Your objective: Omit all pictures, then retype the data exactly as given.
-- Start of Data shown --
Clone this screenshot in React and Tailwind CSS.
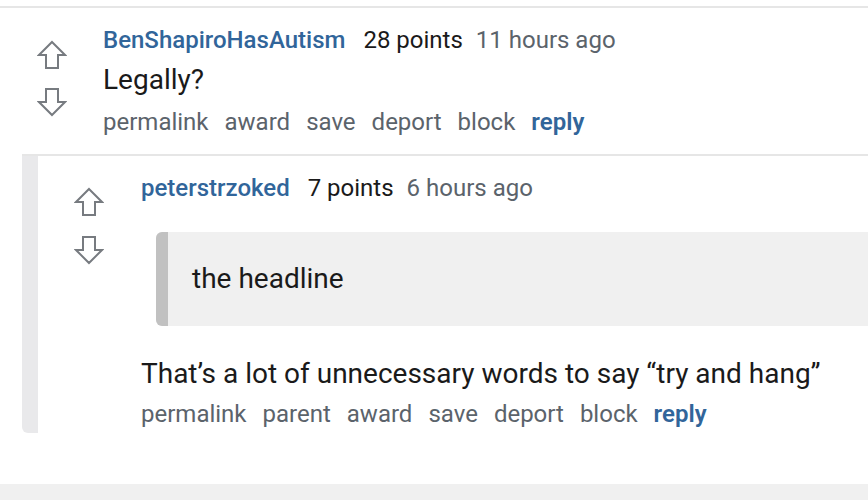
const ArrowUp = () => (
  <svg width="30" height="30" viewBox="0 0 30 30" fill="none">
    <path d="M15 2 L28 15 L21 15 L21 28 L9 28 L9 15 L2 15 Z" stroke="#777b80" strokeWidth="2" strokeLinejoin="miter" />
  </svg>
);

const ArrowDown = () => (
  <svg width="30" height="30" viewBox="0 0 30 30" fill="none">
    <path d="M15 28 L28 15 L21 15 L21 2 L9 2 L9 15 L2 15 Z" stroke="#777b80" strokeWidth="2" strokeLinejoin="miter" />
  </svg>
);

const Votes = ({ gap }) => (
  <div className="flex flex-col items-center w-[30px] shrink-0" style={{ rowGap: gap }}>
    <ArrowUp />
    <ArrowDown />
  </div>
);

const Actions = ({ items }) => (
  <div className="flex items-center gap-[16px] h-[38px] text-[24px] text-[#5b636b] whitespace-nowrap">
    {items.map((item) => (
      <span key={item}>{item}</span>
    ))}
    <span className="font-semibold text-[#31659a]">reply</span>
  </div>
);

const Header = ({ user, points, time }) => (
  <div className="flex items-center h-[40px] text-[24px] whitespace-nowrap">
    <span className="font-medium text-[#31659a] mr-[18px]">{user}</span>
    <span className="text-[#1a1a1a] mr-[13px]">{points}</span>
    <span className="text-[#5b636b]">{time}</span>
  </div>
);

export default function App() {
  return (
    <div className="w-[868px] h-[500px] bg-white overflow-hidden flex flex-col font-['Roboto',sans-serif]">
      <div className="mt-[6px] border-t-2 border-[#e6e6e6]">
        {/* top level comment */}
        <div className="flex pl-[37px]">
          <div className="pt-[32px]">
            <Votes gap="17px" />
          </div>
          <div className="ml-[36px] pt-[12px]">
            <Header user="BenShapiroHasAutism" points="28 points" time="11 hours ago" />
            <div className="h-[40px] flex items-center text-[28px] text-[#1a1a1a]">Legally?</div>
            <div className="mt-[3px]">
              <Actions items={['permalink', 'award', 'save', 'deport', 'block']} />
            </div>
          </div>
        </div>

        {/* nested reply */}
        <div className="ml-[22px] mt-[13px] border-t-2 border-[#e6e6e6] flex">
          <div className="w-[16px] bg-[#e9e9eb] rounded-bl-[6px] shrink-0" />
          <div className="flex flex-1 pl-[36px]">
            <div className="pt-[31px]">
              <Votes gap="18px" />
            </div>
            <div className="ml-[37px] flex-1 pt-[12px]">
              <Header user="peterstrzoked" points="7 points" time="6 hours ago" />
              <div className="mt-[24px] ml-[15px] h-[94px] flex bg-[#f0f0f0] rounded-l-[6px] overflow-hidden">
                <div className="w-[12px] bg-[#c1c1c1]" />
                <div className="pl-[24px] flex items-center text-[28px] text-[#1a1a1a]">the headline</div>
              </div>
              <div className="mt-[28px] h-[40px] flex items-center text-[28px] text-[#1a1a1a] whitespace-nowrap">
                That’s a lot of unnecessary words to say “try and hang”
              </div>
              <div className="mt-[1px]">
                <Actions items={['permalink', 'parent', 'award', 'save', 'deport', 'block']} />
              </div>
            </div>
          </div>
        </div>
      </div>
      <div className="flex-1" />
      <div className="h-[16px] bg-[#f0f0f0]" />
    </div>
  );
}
-- End of Data shown --
Task result:
Clone this screenshot in React and Tailwind CSS.
const ArrowUp = () => (
  <svg width="30" height="30" viewBox="0 0 30 30" fill="none">
    <path d="M15 2 L28 15 L21 15 L21 28 L9 28 L9 15 L2 15 Z" stroke="#777b80" strokeWidth="2" strokeLinejoin="miter" />
  </svg>
);

const ArrowDown = () => (
  <svg width="30" height="30" viewBox="0 0 30 30" fill="none">
    <path d="M15 28 L28 15 L21 15 L21 2 L9 2 L9 15 L2 15 Z" stroke="#777b80" strokeWidth="2" strokeLinejoin="miter" />
  </svg>
);

const Votes = ({ gap }) => (
  <div className="flex flex-col items-center w-[30px] shrink-0" style={{ rowGap: gap }}>
    <ArrowUp />
    <ArrowDown />
  </div>
);

const Actions = ({ items }) => (
  <div className="flex items-center gap-[16px] h-[38px] text-[24px] text-[#5b636b] whitespace-nowrap">
    {items.map((item) => (
      <span key={item}>{item}</span>
    ))}
    <span className="font-semibold text-[#31659a]">reply</span>
  </div>
);

const Header = ({ user, points, time }) => (
  <div className="flex items-center h-[40px] text-[24px] whitespace-nowrap">
    <span className="font-medium text-[#31659a] mr-[18px]">{user}</span>
    <span className="text-[#1a1a1a] mr-[13px]">{points}</span>
    <span className="text-[#5b636b]">{time}</span>
  </div>
);

export default function App() {
  return (
    <div className="w-[868px] h-[500px] bg-white overflow-hidden flex flex-col font-['Roboto',sans-serif]">
      <div className="mt-[6px] border-t-2 border-[#e6e6e6]">
        {/* top level comment */}
        <div className="flex pl-[37px]">
          <div className="pt-[32px]">
            <Votes gap="17px" />
          </div>
          <div className="ml-[36px] pt-[12px]">
            <Header user="BenShapiroHasAutism" points="28 points" time="11 hours ago" />
            <div className="h-[40px] flex items-center text-[28px] text-[#1a1a1a]">Legally?</div>
            <div className="mt-[3px]">
              <Actions items={['permalink', 'award', 'save', 'deport', 'block']} />
            </div>
          </div>
        </div>

        {/* nested reply */}
        <div className="ml-[22px] mt-[13px] border-t-2 border-[#e6e6e6] flex">
          <div className="w-[16px] bg-[#e9e9eb] rounded-bl-[6px] shrink-0" />
          <div className="flex flex-1 pl-[36px]">
            <div className="pt-[31px]">
              <Votes gap="18px" />
            </div>
            <div className="ml-[37px] flex-1 pt-[12px]">
              <Header user="peterstrzoked" points="7 points" time="6 hours ago" />
              <div className="mt-[24px] ml-[15px] h-[94px] flex bg-[#f0f0f0] rounded-l-[6px] overflow-hidden">
                <div className="w-[12px] bg-[#c1c1c1]" />
                <div className="pl-[24px] flex items-center text-[28px] text-[#1a1a1a]">the headline</div>
              </div>
              <div className="mt-[28px] h-[40px] flex items-center text-[28px] text-[#1a1a1a] whitespace-nowrap">
                That’s a lot of unnecessary words to say “try and hang”
              </div>
              <div className="mt-[1px]">
                <Actions items={['permalink', 'parent', 'award', 'save', 'deport', 'block']} />
              </div>
            </div>
          </div>
        </div>
      </div>
      <div className="flex-1" />
      <div className="h-[16px] bg-[#f0f0f0]" />
    </div>
  );
}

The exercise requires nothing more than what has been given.